## Exercise task
Transcribe every entry word for word, but skip the images.

▶

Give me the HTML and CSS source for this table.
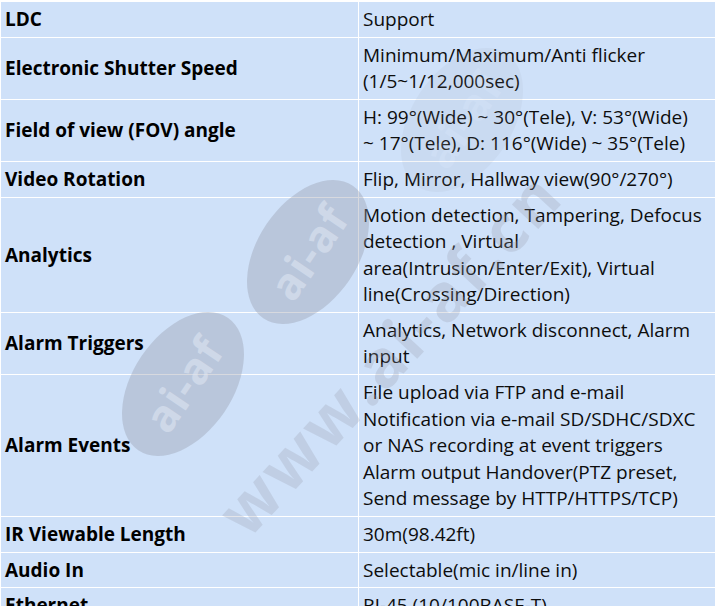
FILE: index.html
```html
<!DOCTYPE html>
<html>
<head>
<meta charset="utf-8">
<link rel="stylesheet" href="styles.css">
</head>
<body>
<div class="wrap">
<table class="spec">
<colgroup><col class="c1"><col class="c2"></colgroup>
<tbody>
<tr><th>LDC</th><td>Support</td></tr>
<tr><th>Electronic Shutter Speed</th><td>Minimum/Maximum/Anti flicker (1/5~1/12,000sec)</td></tr>
<tr><th>Field of view (FOV) angle</th><td>H: 99°(Wide) ~&nbsp;30°(Tele), V: 53°(Wide) ~&nbsp;17°(Tele), D: 116°(Wide) ~&nbsp;35°(Tele)</td></tr>
<tr><th>Video Rotation</th><td>Flip, Mirror, Hallway view(90°/270°)</td></tr>
<tr><th>Analytics</th><td>Motion detection, Tampering, Defocus detection , Virtual area(Intrusion/Enter/Exit), Virtual line(Crossing/Direction)</td></tr>
<tr><th>Alarm Triggers</th><td>Analytics, Network disconnect, Alarm input</td></tr>
<tr><th>Alarm Events</th><td>File upload via FTP and e-mail Notification via e-mail SD/SDHC/SDXC or NAS recording at event triggers Alarm output Handover(PTZ preset, Send message by HTTP/HTTPS/TCP)</td></tr>
<tr><th>IR Viewable Length</th><td>30m(98.42ft)</td></tr>
<tr><th>Audio In</th><td>Selectable(mic in/line in)</td></tr>
<tr><th>Ethernet</th><td>RJ-45 (10/100BASE-T)</td></tr>
</tbody>
</table>
<div class="wm" aria-hidden="true">
  <div class="oval o1"><span>ai-af</span></div>
  <div class="oval o2"><span>ai-af</span></div>
  <div class="oval o3"><span>ai-af</span></div>
  <div class="url">www.ai-af.cn</div>
</div>
</div>
</body>
</html>
```
FILE: styles.css
```css
html, body {
  margin: 0;
  padding: 0;
  background: #ffffff;
  overflow: hidden;
}
.wrap {
  position: relative;
  width: 715px;
  padding-top: 1px;
}
.spec {
  border-collapse: collapse;
  width: 717px;
  table-layout: fixed;
  font-family: "Open Sans", "Noto Sans", sans-serif;
  font-size: 19px;
  line-height: 26.5px;
  color: #0d0d0d;
}
.c1 { width: 358px; }
.spec th, .spec td {
  background: #cfe1f9;
  border: 1px solid #ffffff;
  padding: 4px 5px 4.2px 4px;
  text-align: left;
  vertical-align: middle;
}
.spec th {
  font-weight: 700;
  color: #000;
}
.wm {
  position: absolute;
  inset: 0;
  pointer-events: none;
  overflow: hidden;
}
.oval {
  position: absolute;
  width: 160px;
  height: 100px;
  border-radius: 50%;
  background: rgba(150, 155, 170, 0.38);
  display: flex;
  align-items: center;
  justify-content: center;
  transform: rotate(-56deg);
}
.oval span {
  font-family: "Open Sans", sans-serif;
  font-weight: 700;
  font-size: 44px;
  color: rgba(225, 232, 245, 0.55);
  letter-spacing: 1px;
}
.o1 { left: 228px; top: 202px; }
.o2 { left: 103px; top: 334px; }
.o3 { left: 382px; top: 70px; opacity: 0.25; }
.url {
  position: absolute;
  left: 196px;
  top: 492px;
  font-family: "Open Sans", sans-serif;
  font-weight: 700;
  font-size: 66px;
  line-height: 90px;
  letter-spacing: 3px;
  color: rgba(150, 155, 170, 0.26);
  transform: rotate(-47deg);
  transform-origin: 0 0;
  white-space: nowrap;
}
```
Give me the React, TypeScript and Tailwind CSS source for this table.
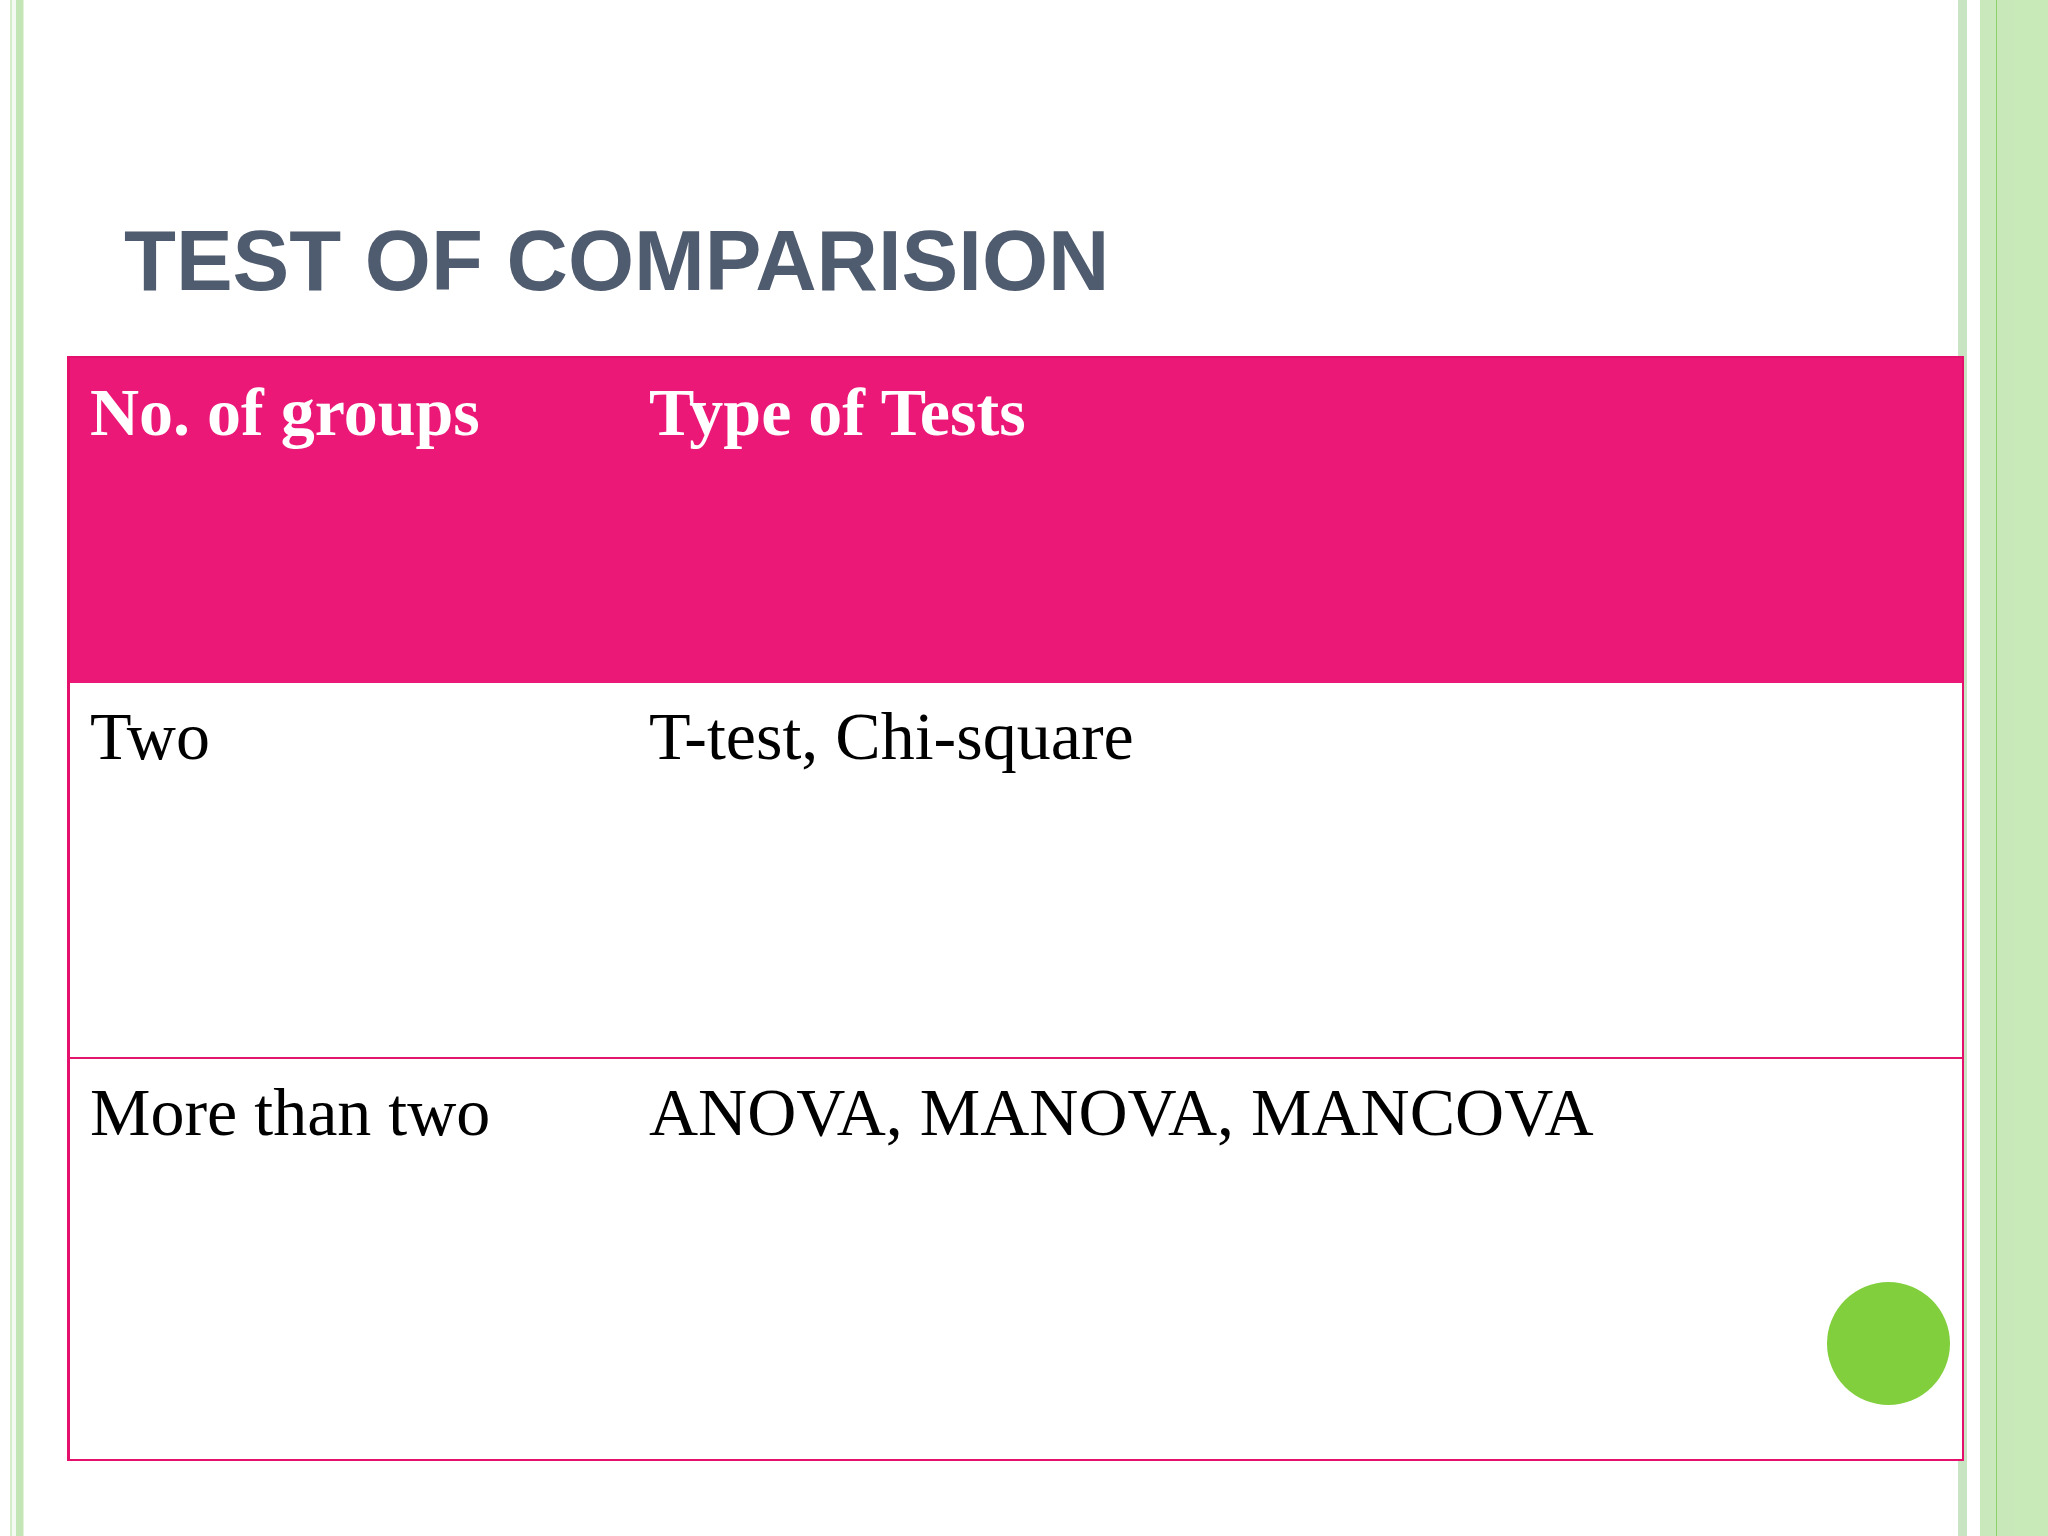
const rows = [
  { groups: 'Two', tests: 'T-test, Chi-square', h: 'h-[374px]' },
  { groups: 'More than two', tests: 'ANOVA, MANOVA, MANCOVA', h: 'h-[402px]' },
];

const serif = "font-['Liberation_Serif','Times_New_Roman',serif]";

export default function App() {
  return (
    <div className="flex w-[2048px] h-[1536px] bg-white overflow-hidden">
      {/* left edge stripes */}
      <div className="flex w-[67px] shrink-0">
        <div className="w-[10px]" />
        <div className="w-[2px] bg-[#d3ecca]" />
        <div className="w-[4px] bg-[#f4faf1]" />
        <div className="w-[7px] bg-[#c4e6b6]" />
        <div className="w-[1px] bg-[#e2f3db]" />
      </div>

      {/* slide body */}
      <div className="flex flex-col w-[1897px] shrink-0 bg-[linear-gradient(to_left,#c9e4c3_6px,#ffffff_6px)]">
        <h1 className="pt-[219px] pl-[57px] h-[356px] font-['Liberation_Sans',Arial,sans-serif] font-bold text-[85px] leading-[84px] text-[#4f5b6e]">
          TEST OF COMPARISION
        </h1>

        <div className={`flex flex-col border-[2px] border-l-[3px] border-[#e5106c] bg-white ${serif}`}>
          <div className="grid grid-cols-[559px_1fr] h-[325px] bg-[#eb1877] text-white font-bold text-[68px] leading-[68px]">
            <div className="pl-[20px] pt-[20px]">No. of groups</div>
            <div className="pl-[20px] pt-[20px]">Type of Tests</div>
          </div>
          {rows.map((r, i) => (
            <div
              key={r.groups}
              className={`relative grid grid-cols-[559px_1fr] ${r.h} text-black text-[68px] leading-[68px] ${i > 0 ? 'border-t-[2px] border-[#e3166e]' : ''}`}
            >
              <div className="pl-[20px] pt-[19px]">{r.groups}</div>
              <div className="pl-[20px] pt-[19px]">{r.tests}</div>
              {i === rows.length - 1 && (
                <div className="absolute right-[12px] bottom-[54px] w-[123px] h-[123px] rounded-full bg-[#82cf3e]" />
              )}
            </div>
          ))}
        </div>
      </div>

      {/* right edge stripes */}
      <div className="flex flex-1">
        <div className="w-[3px] bg-[#c9e4c3]" />
        <div className="w-[13px] bg-white" />
        <div className="w-[16px] bg-[#c9e8bb]" />
        <div className="w-[1px] bg-[#8dd16b]" />
        <div className="w-[18px] bg-[#c8e8b9]" />
        <div className="flex-1 bg-[#c8eab8]" />
      </div>
    </div>
  );
}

◀

## Exercise response
Give me the HTML and CSS source for this table.
FILE: index.html
```html
<!DOCTYPE html>
<html>
<head>
<meta charset="utf-8">
<link rel="stylesheet" href="styles.css">
</head>
<body>
<div class="wrap">
<table class="spec">
<colgroup><col class="c1"><col class="c2"></colgroup>
<tbody>
<tr><th>LDC</th><td>Support</td></tr>
<tr><th>Electronic Shutter Speed</th><td>Minimum/Maximum/Anti flicker (1/5~1/12,000sec)</td></tr>
<tr><th>Field of view (FOV) angle</th><td>H: 99°(Wide) ~&nbsp;30°(Tele), V: 53°(Wide) ~&nbsp;17°(Tele), D: 116°(Wide) ~&nbsp;35°(Tele)</td></tr>
<tr><th>Video Rotation</th><td>Flip, Mirror, Hallway view(90°/270°)</td></tr>
<tr><th>Analytics</th><td>Motion detection, Tampering, Defocus detection , Virtual area(Intrusion/Enter/Exit), Virtual line(Crossing/Direction)</td></tr>
<tr><th>Alarm Triggers</th><td>Analytics, Network disconnect, Alarm input</td></tr>
<tr><th>Alarm Events</th><td>File upload via FTP and e-mail Notification via e-mail SD/SDHC/SDXC or NAS recording at event triggers Alarm output Handover(PTZ preset, Send message by HTTP/HTTPS/TCP)</td></tr>
<tr><th>IR Viewable Length</th><td>30m(98.42ft)</td></tr>
<tr><th>Audio In</th><td>Selectable(mic in/line in)</td></tr>
<tr><th>Ethernet</th><td>RJ-45 (10/100BASE-T)</td></tr>
</tbody>
</table>
<div class="wm" aria-hidden="true">
  <div class="oval o1"><span>ai-af</span></div>
  <div class="oval o2"><span>ai-af</span></div>
  <div class="oval o3"><span>ai-af</span></div>
  <div class="url">www.ai-af.cn</div>
</div>
</div>
</body>
</html>
```
FILE: styles.css
```css
html, body {
  margin: 0;
  padding: 0;
  background: #ffffff;
  overflow: hidden;
}
.wrap {
  position: relative;
  width: 715px;
  padding-top: 1px;
}
.spec {
  border-collapse: collapse;
  width: 717px;
  table-layout: fixed;
  font-family: "Open Sans", "Noto Sans", sans-serif;
  font-size: 19px;
  line-height: 26.5px;
  color: #0d0d0d;
}
.c1 { width: 358px; }
.spec th, .spec td {
  background: #cfe1f9;
  border: 1px solid #ffffff;
  padding: 4px 5px 4.2px 4px;
  text-align: left;
  vertical-align: middle;
}
.spec th {
  font-weight: 700;
  color: #000;
}
.wm {
  position: absolute;
  inset: 0;
  pointer-events: none;
  overflow: hidden;
}
.oval {
  position: absolute;
  width: 160px;
  height: 100px;
  border-radius: 50%;
  background: rgba(150, 155, 170, 0.38);
  display: flex;
  align-items: center;
  justify-content: center;
  transform: rotate(-56deg);
}
.oval span {
  font-family: "Open Sans", sans-serif;
  font-weight: 700;
  font-size: 44px;
  color: rgba(225, 232, 245, 0.55);
  letter-spacing: 1px;
}
.o1 { left: 228px; top: 202px; }
.o2 { left: 103px; top: 334px; }
.o3 { left: 382px; top: 70px; opacity: 0.25; }
.url {
  position: absolute;
  left: 196px;
  top: 492px;
  font-family: "Open Sans", sans-serif;
  font-weight: 700;
  font-size: 66px;
  line-height: 90px;
  letter-spacing: 3px;
  color: rgba(150, 155, 170, 0.26);
  transform: rotate(-47deg);
  transform-origin: 0 0;
  white-space: nowrap;
}
```
Give me the React, TypeScript and Tailwind CSS source for this table.
const rows = [
  { groups: 'Two', tests: 'T-test, Chi-square', h: 'h-[374px]' },
  { groups: 'More than two', tests: 'ANOVA, MANOVA, MANCOVA', h: 'h-[402px]' },
];

const serif = "font-['Liberation_Serif','Times_New_Roman',serif]";

export default function App() {
  return (
    <div className="flex w-[2048px] h-[1536px] bg-white overflow-hidden">
      {/* left edge stripes */}
      <div className="flex w-[67px] shrink-0">
        <div className="w-[10px]" />
        <div className="w-[2px] bg-[#d3ecca]" />
        <div className="w-[4px] bg-[#f4faf1]" />
        <div className="w-[7px] bg-[#c4e6b6]" />
        <div className="w-[1px] bg-[#e2f3db]" />
      </div>

      {/* slide body */}
      <div className="flex flex-col w-[1897px] shrink-0 bg-[linear-gradient(to_left,#c9e4c3_6px,#ffffff_6px)]">
        <h1 className="pt-[219px] pl-[57px] h-[356px] font-['Liberation_Sans',Arial,sans-serif] font-bold text-[85px] leading-[84px] text-[#4f5b6e]">
          TEST OF COMPARISION
        </h1>

        <div className={`flex flex-col border-[2px] border-l-[3px] border-[#e5106c] bg-white ${serif}`}>
          <div className="grid grid-cols-[559px_1fr] h-[325px] bg-[#eb1877] text-white font-bold text-[68px] leading-[68px]">
            <div className="pl-[20px] pt-[20px]">No. of groups</div>
            <div className="pl-[20px] pt-[20px]">Type of Tests</div>
          </div>
          {rows.map((r, i) => (
            <div
              key={r.groups}
              className={`relative grid grid-cols-[559px_1fr] ${r.h} text-black text-[68px] leading-[68px] ${i > 0 ? 'border-t-[2px] border-[#e3166e]' : ''}`}
            >
              <div className="pl-[20px] pt-[19px]">{r.groups}</div>
              <div className="pl-[20px] pt-[19px]">{r.tests}</div>
              {i === rows.length - 1 && (
                <div className="absolute right-[12px] bottom-[54px] w-[123px] h-[123px] rounded-full bg-[#82cf3e]" />
              )}
            </div>
          ))}
        </div>
      </div>

      {/* right edge stripes */}
      <div className="flex flex-1">
        <div className="w-[3px] bg-[#c9e4c3]" />
        <div className="w-[13px] bg-white" />
        <div className="w-[16px] bg-[#c9e8bb]" />
        <div className="w-[1px] bg-[#8dd16b]" />
        <div className="w-[18px] bg-[#c8e8b9]" />
        <div className="flex-1 bg-[#c8eab8]" />
      </div>
    </div>
  );
}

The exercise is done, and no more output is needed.